(Raw records)
---*---

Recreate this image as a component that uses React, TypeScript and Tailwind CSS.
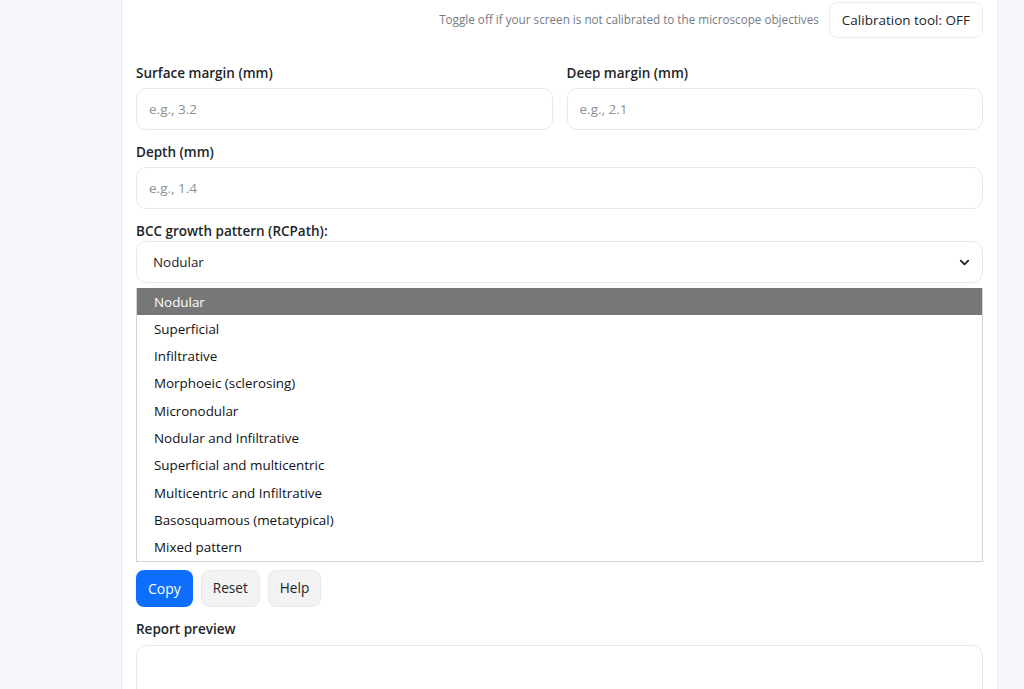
import { ChevronDown } from 'lucide-react'

const patterns = [
  'Nodular',
  'Superficial',
  'Infiltrative',
  'Morphoeic (sclerosing)',
  'Micronodular',
  'Nodular and Infiltrative',
  'Superficial and multicentric',
  'Multicentric and Infiltrative',
  'Basosquamous (metatypical)',
  'Mixed pattern',
]

function Field({ label, placeholder }: { label: string; placeholder: string }) {
  return (
    <div className="flex flex-col">
      <label className="h-[20px] leading-[20px] text-[13.5px] font-semibold text-[#212529] mb-[5px]">{label}</label>
      <input
        placeholder={placeholder}
        className="h-[42px] w-full rounded-[10px] border border-[#e8e9ec] px-[12px] text-[13.5px] text-[#212529] placeholder:text-[#8c9096] outline-none"
      />
    </div>
  )
}

export default function App() {
  return (
    <main className="min-h-screen bg-[#f5f5fa] flex" style={{ fontFamily: '"Open Sans", "Liberation Sans", sans-serif' }}>
      <div className="w-[122px] shrink-0 border-r border-[#e6e6ee]" />

      <div className="w-[876px] shrink-0 bg-white border-r border-[#ececf3] px-[14px] pt-[2px] pb-[40px]">
        {/* Calibration toggle */}
        <div className="flex items-center justify-end gap-[10px]">
          <span className="text-[11.7px] text-[#767b82]">Toggle off if your screen is not calibrated to the microscope objectives</span>
          <button className="h-[36px] px-[12px] rounded-[8px] border border-[#ececf0] text-[13.5px] text-[#212529] bg-white">
            Calibration tool: OFF
          </button>
        </div>

        {/* Margins */}
        <div className="grid grid-cols-2 gap-[14px] mt-[25px]">
          <Field label="Surface margin (mm)" placeholder="e.g., 3.2" />
          <Field label="Deep margin (mm)" placeholder="e.g., 2.1" />
        </div>

        <div className="mt-[12px]">
          <Field label="Depth (mm)" placeholder="e.g., 1.4" />
        </div>

        {/* Growth pattern select with open list */}
        <div className="mt-[12px] flex flex-col">
          <label className="h-[20px] leading-[20px] text-[13.5px] font-semibold text-[#212529]">BCC growth pattern (RCPath):</label>
          <div className="relative">
            <div className="h-[42px] w-full rounded-[10px] border border-[#e8e9ec] pl-[16px] pr-[10px] flex items-center justify-between text-[13.4px] text-[#212529]">
              <span>Nodular</span>
              <ChevronDown className="w-[15px] h-[15px] text-[#212529]" strokeWidth={3} />
            </div>
            <ul className="absolute left-0 right-0 top-[47px] z-10 bg-white border border-[#d4d4d4] border-t-0 text-[13.4px] text-[#111111]">
              {patterns.map((p, i) => (
                <li
                  key={p}
                  className={`h-[27.3px] flex items-center pl-[17px] ${i === 0 ? 'bg-[#777777] text-white' : ''}`}
                >
                  {p}
                </li>
              ))}
            </ul>

            {/* fields hidden behind the open list */}
            <div className="mt-[12px] flex flex-col gap-[33px]">
              <Field label="Peripheral margin (mm)" placeholder="e.g., 4.0" />
              <Field label="Perineural invasion" placeholder="Not identified" />
              <Field label="Lymphovascular invasion" placeholder="Not identified" />
            </div>
          </div>
        </div>

        {/* Actions */}
        <div className="flex items-center gap-[8px] mt-[8px]">
          <button className="h-[37px] px-[12px] rounded-[8px] bg-[#0d6efd] text-white text-[14px]">Copy</button>
          <button className="h-[37px] px-[11px] rounded-[8px] bg-[#f3f3f4] border border-[#e9e9ec] text-[#212529] text-[13.6px]">Reset</button>
          <button className="h-[37px] px-[11px] rounded-[8px] bg-[#f3f3f4] border border-[#e9e9ec] text-[#212529] text-[13.6px]">Help</button>
        </div>

        <div className="mt-[12px] flex flex-col">
          <label className="h-[20px] leading-[20px] text-[13.5px] font-semibold text-[#212529] mb-[6px]">Report preview</label>
          <textarea className="h-[160px] w-full rounded-[10px] border border-[#e8e9ec] resize-none outline-none" />
        </div>
      </div>

      <div className="flex-1" />
    </main>
  )
}
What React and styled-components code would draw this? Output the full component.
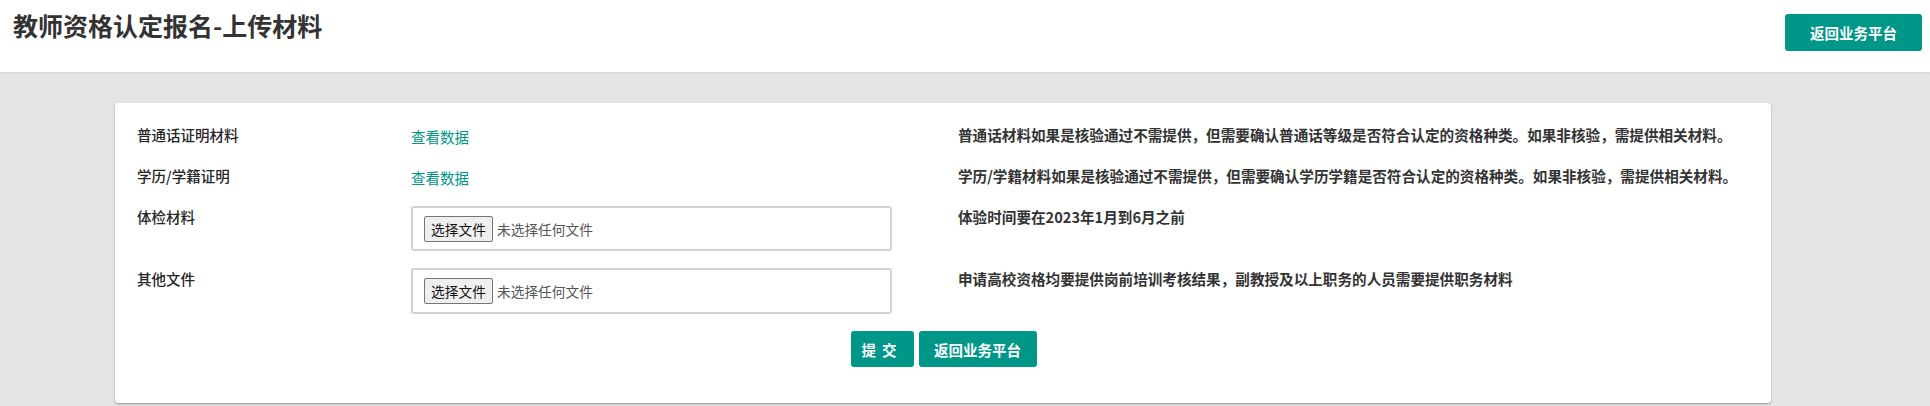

---*---

◆ Objective:
Give the number of lines above in which the word "this" occurs, with nothing else.

◆ Solution to the problem:
2